▶ Objective: Print exactly the lines that run from the line containing "Write a component" to the line containing "into student values", both included, and nothing else; pictures stay out.
[Start Dataset excerpts]
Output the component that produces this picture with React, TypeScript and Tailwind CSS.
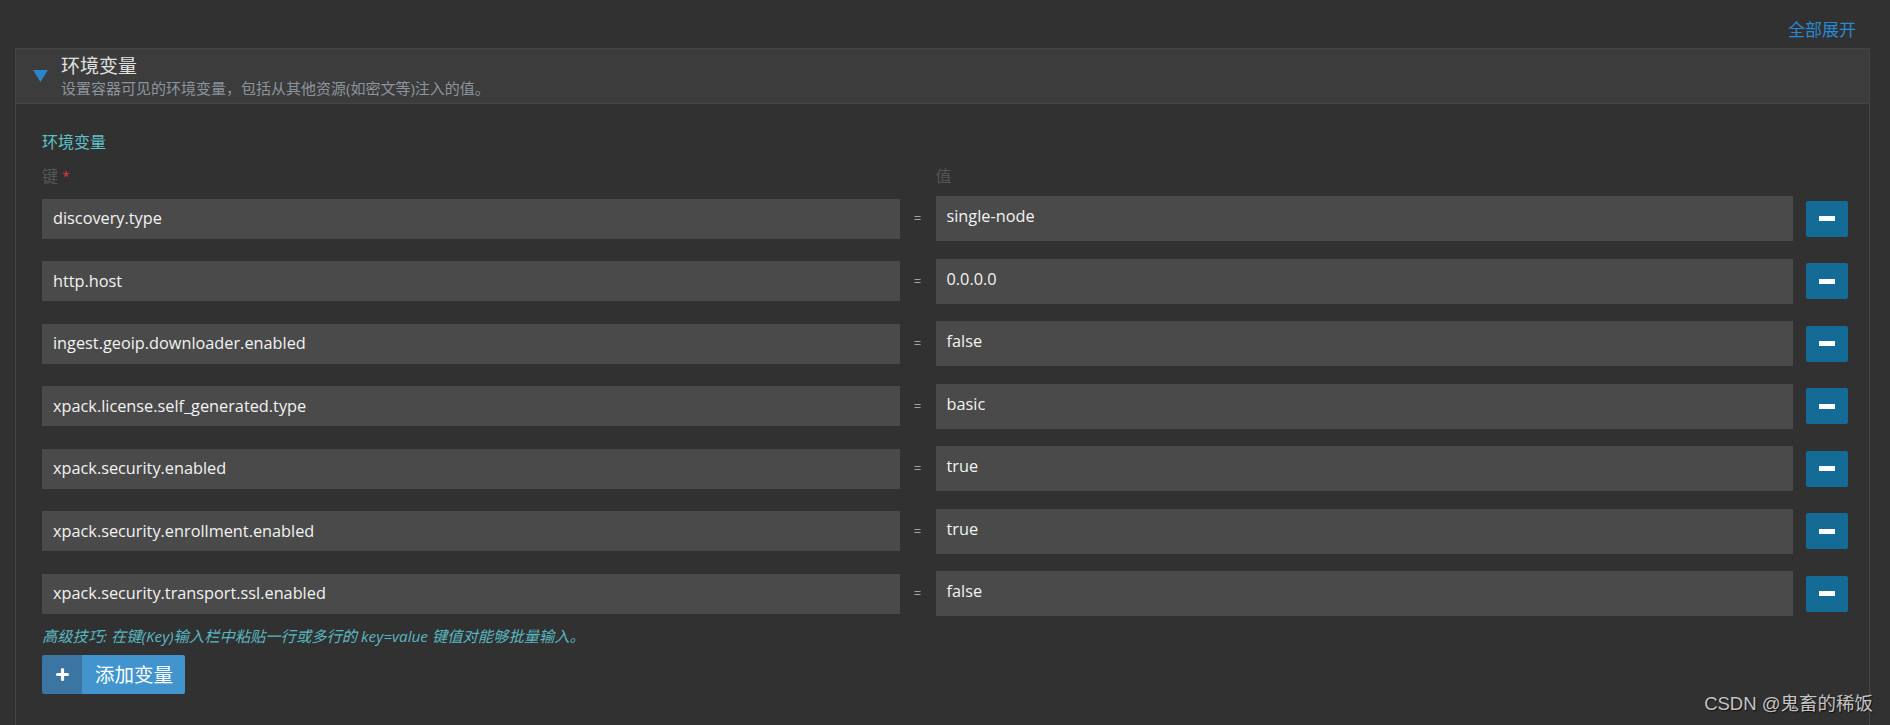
import { Plus } from "lucide-react";

const envVars = [
  { key: "discovery.type", value: "single-node" },
  { key: "http.host", value: "0.0.0.0" },
  { key: "ingest.geoip.downloader.enabled", value: "false" },
  { key: "xpack.license.self_generated.type", value: "basic" },
  { key: "xpack.security.enabled", value: "true" },
  { key: "xpack.security.enrollment.enabled", value: "true" },
  { key: "xpack.security.transport.ssl.enabled", value: "false" },
];

const font = "font-['Open_Sans','Noto_Sans_CJK_SC',sans-serif]";

function EnvRow({ k, v }: { k: string; v: string }) {
  return (
    <div className="flex items-center h-[45px]">
      <div className="flex-1 h-[40px] bg-[#4a4a4a] flex items-center pl-[11px] text-[16.3px] text-[#f2f2f2]">{k}</div>
      <div className="w-[36px] text-center text-[13px] text-[#9aa3a8] leading-none">=</div>
      <div className="flex-1 h-[45px] bg-[#4a4a4a] flex items-center pl-[11px] pb-[4px] text-[16.3px] text-[#f2f2f2]">{v}</div>
      <button className="ml-[13px] w-[42px] h-[36px] rounded-[2px] bg-[#136b96] flex items-center justify-center">
        <span className="block w-[16px] h-[5px] bg-white" />
      </button>
    </div>
  );
}

export default function App() {
  return (
    <div className={`relative w-[1890px] h-[725px] overflow-hidden bg-[#313131] pl-[15px] pr-[20px] ${font}`}>
      <div className="flex justify-end h-[48px] pt-[18px] pr-[14px]">
        <span className="text-[17px] leading-[24px] text-[#2a88d0] cursor-pointer">全部展开</span>
      </div>

      <div className="border border-[#444444] h-[700px]">
        {/* header */}
        <div className="h-[55px] bg-[#3c3c3c] border-b border-[#454545] flex items-center">
          <svg width="15" height="12" viewBox="0 0 15 12" className="ml-[17px] mr-[13px]">
            <path d="M0 0 L15 0 L7.5 12 Z" fill="#2a86cb" />
          </svg>
          <div className="flex flex-col">
            <span className="text-[19px] leading-[22px] text-[#e0e0e0]">环境变量</span>
            <span className="text-[15px] leading-[18px] mt-[2px] text-[#8b949c]">
              设置容器可见的环境变量，包括从其他资源(如密文等)注入的值。
            </span>
          </div>
        </div>

        {/* body */}
        <div className="pl-[26px] pr-[21px] pt-[27px]">
          <div className="text-[16px] leading-[22px] text-[#5fc2ca]">环境变量</div>
          <div className="flex mt-[12px] h-[22px] leading-[22px] text-[16px] text-[#50575c]">
            <div className="flex-1">
              键 <span className="text-[#e8363b] text-[13px] align-top">*</span>
            </div>
            <div className="w-[36px]" />
            <div className="flex-1">值</div>
            <div className="w-[55px]" />
          </div>

          <div className="flex flex-col gap-[17.5px] mt-[9px]">
            {envVars.map((e) => (
              <EnvRow key={e.key} k={e.key} v={e.value} />
            ))}
          </div>

          <div className="mt-[10px] text-[15.3px] leading-[20px] italic text-[#58b6c0]">
            高级技巧: 在键(Key)输入栏中粘贴一行或多行的 key=value 键值对能够批量输入。
          </div>

          <button className="mt-[9px] flex h-[39px] rounded-[2px] overflow-hidden">
            <span className="w-[40px] h-full bg-[#3a76a1] flex items-center justify-center">
              <Plus size={17} strokeWidth={4.5} color="#ffffff" />
            </span>
            <span className="h-full bg-[#4194ce] flex items-center pl-[13px] pr-[12px] text-[19.5px] text-white">
              添加变量
            </span>
          </button>
        </div>
      </div>

      <div className="absolute right-[17px] bottom-[7px] text-[18.5px] text-[#c4c4c4] font-['Liberation_Sans','Noto_Sans_CJK_SC',sans-serif] [text-shadow:1px_1px_1px_#111]">
        CSDN @鬼畜的稀饭
      </div>
    </div>
  );
}
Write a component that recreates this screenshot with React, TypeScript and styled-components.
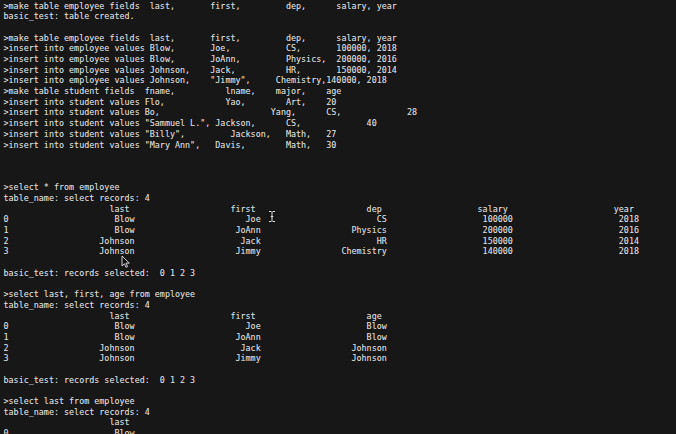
import React from "react";
import styled, { createGlobalStyle } from "styled-components";

const GlobalStyle = createGlobalStyle`
  html, body {
    margin: 0;
    padding: 0;
    background: #171717;
  }
  body {
    width: 676px;
    height: 434px;
    overflow: hidden;
  }
`;

const Screen = styled.div`
  position: relative;
  width: 676px;
  height: 434px;
  box-sizing: border-box;
  padding: 0.6px 0 0 3.5px;
  background: #171717;
  overflow: hidden;
  display: flex;
  flex-direction: column;
`;

const Line = styled.div`
  height: 10.7px;
  line-height: 10.7px;
  white-space: pre;
  font-family: "DejaVu Sans Mono", monospace;
  font-size: 8.35px;
  letter-spacing: 0.02px;
  color: #d6d6d6;
  text-shadow: 0 0 0.5px rgba(214, 214, 214, 0.55);
  flex-shrink: 0;
`;

const IBeam = styled.svg`
  position: absolute;
  left: 268px;
  top: 210px;
`;

const Arrow = styled.svg`
  position: absolute;
  left: 121px;
  top: 255px;
`;

type Tok = [number, string];

function place(prefix: string, toks: Tok[]): string {
  let s = prefix;
  for (const [col, text] of toks) {
    if (s.length < col) s += " ".repeat(col - s.length);
    s += text;
  }
  return s;
}

const EMP = ">insert into employee values ";
const STU = ">insert into student values ";

const commandLines: string[] = [
  place(">make table employee fields", [[29, "last,"], [41, "first,"], [56, "dep,"], [66, "salary,"], [74, "year"]]),
  "basic_test: table created.",
  "",
  place(">make table employee fields", [[29, "last,"], [41, "first,"], [56, "dep,"], [66, "salary,"], [74, "year"]]),
  place(EMP, [[29, "Blow,"], [41, "Joe,"], [56, "CS,"], [66, "100000,"], [74, "2018"]]),
  place(EMP, [[29, "Blow,"], [41, "JoAnn,"], [56, "Physics,"], [66, "200000,"], [74, "2016"]]),
  place(EMP, [[29, "Johnson,"], [41, "Jack,"], [56, "HR,"], [66, "150000,"], [74, "2014"]]),
  place(EMP, [[29, "Johnson,"], [41, "\"Jimmy\","], [54, "Chemistry,140000,"], [72, "2018"]]),
  place(">make table student fields", [[28, "fname,"], [44, "lname,"], [54, "major,"], [64, "age"]]),
  place(STU, [[28, "Flo,"], [44, "Yao,"], [56, "Art,"], [64, "20"]]),
  place(STU, [[28, "Bo,"], [53, "Yang,"], [64, "CS,"], [80, "28"]]),
  place(STU, [[28, "\"Sammuel L.\","], [42, "Jackson,"], [56, "CS,"], [72, "40"]]),
  place(STU, [[28, "\"Billy\","], [45, "Jackson,"], [56, "Math,"], [64, "27"]]),
  place(STU, [[28, "\"Mary Ann\","], [42, "Davis,"], [56, "Math,"], [64, "30"]]),
  "",
  "",
  "",
];

const W = 25;
const header = (cols: string[]) => cols.map((c) => c.padStart(W)).join("");
const row = (i: number, vals: string[]) => String(i) + vals.map((v) => v.padStart(W)).join("");

const employees = [
  ["Blow", "Joe", "CS", "100000", "2018"],
  ["Blow", "JoAnn", "Physics", "200000", "2016"],
  ["Johnson", "Jack", "HR", "150000", "2014"],
  ["Johnson", "Jimmy", "Chemistry", "140000", "2018"],
];

const selectBlock = (cmd: string, cols: string[], pick: (r: string[]) => string[], rows: number) => [
  cmd,
  "table_name: select records: 4",
  header(cols),
  ...employees.slice(0, rows).map((r, i) => row(i, pick(r))),
];

const lines: string[] = [
  ...commandLines,
  ...selectBlock(">select * from employee", ["last", "first", "dep", "salary", "year"], (r) => r, 4),
  "",
  "basic_test: records selected:  0 1 2 3",
  "",
  ...selectBlock(">select last, first, age from employee", ["last", "first", "age"], (r) => [r[0], r[1], r[0]], 4),
  "",
  "basic_test: records selected:  0 1 2 3",
  "",
  ...selectBlock(">select last from employee", ["last"], (r) => [r[0]], 1),
];

export default function App() {
  return (
    <>
      <GlobalStyle />
      <Screen>
        {lines.map((l, i) => (
          <Line key={i}>{l}</Line>
        ))}
        <IBeam width="8" height="13" viewBox="0 0 8 13">
          <path d="M1 1.5h2v4.5h-1v1h1v4.5h-2M7 1.5h-2v4.5h1v1h-1v4.5h2M4 1.5v10" stroke="#111" strokeWidth="2.2" fill="none" />
          <path d="M1 1.5h2.3M4.7 1.5h2.3M1 11.5h2.3M4.7 11.5h2.3M4 1.5v10M2.7 6.5h2.6" stroke="#e8e8e8" strokeWidth="1" fill="none" />
        </IBeam>
        <Arrow width="9" height="13" viewBox="0 0 9 13">
          <path d="M1 1v10l2.4-2.3 1.6 3.6 1.6-0.7-1.6-3.5h3.3z" fill="#111" stroke="#e8e8e8" strokeWidth="0.9" strokeLinejoin="round" />
        </Arrow>
      </Screen>
    </>
  );
}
[End Dataset excerpts]
▶ Response to this exercise:
Write a component that recreates this screenshot with React, TypeScript and styled-components.
import React from "react";
import styled, { createGlobalStyle } from "styled-components";

const GlobalStyle = createGlobalStyle`
  html, body {
    margin: 0;
    padding: 0;
    background: #171717;
  }
  body {
    width: 676px;
    height: 434px;
    overflow: hidden;
  }
`;

const Screen = styled.div`
  position: relative;
  width: 676px;
  height: 434px;
  box-sizing: border-box;
  padding: 0.6px 0 0 3.5px;
  background: #171717;
  overflow: hidden;
  display: flex;
  flex-direction: column;
`;

const Line = styled.div`
  height: 10.7px;
  line-height: 10.7px;
  white-space: pre;
  font-family: "DejaVu Sans Mono", monospace;
  font-size: 8.35px;
  letter-spacing: 0.02px;
  color: #d6d6d6;
  text-shadow: 0 0 0.5px rgba(214, 214, 214, 0.55);
  flex-shrink: 0;
`;

const IBeam = styled.svg`
  position: absolute;
  left: 268px;
  top: 210px;
`;

const Arrow = styled.svg`
  position: absolute;
  left: 121px;
  top: 255px;
`;

type Tok = [number, string];

function place(prefix: string, toks: Tok[]): string {
  let s = prefix;
  for (const [col, text] of toks) {
    if (s.length < col) s += " ".repeat(col - s.length);
    s += text;
  }
  return s;
}

const EMP = ">insert into employee values ";
const STU = ">insert into student values ";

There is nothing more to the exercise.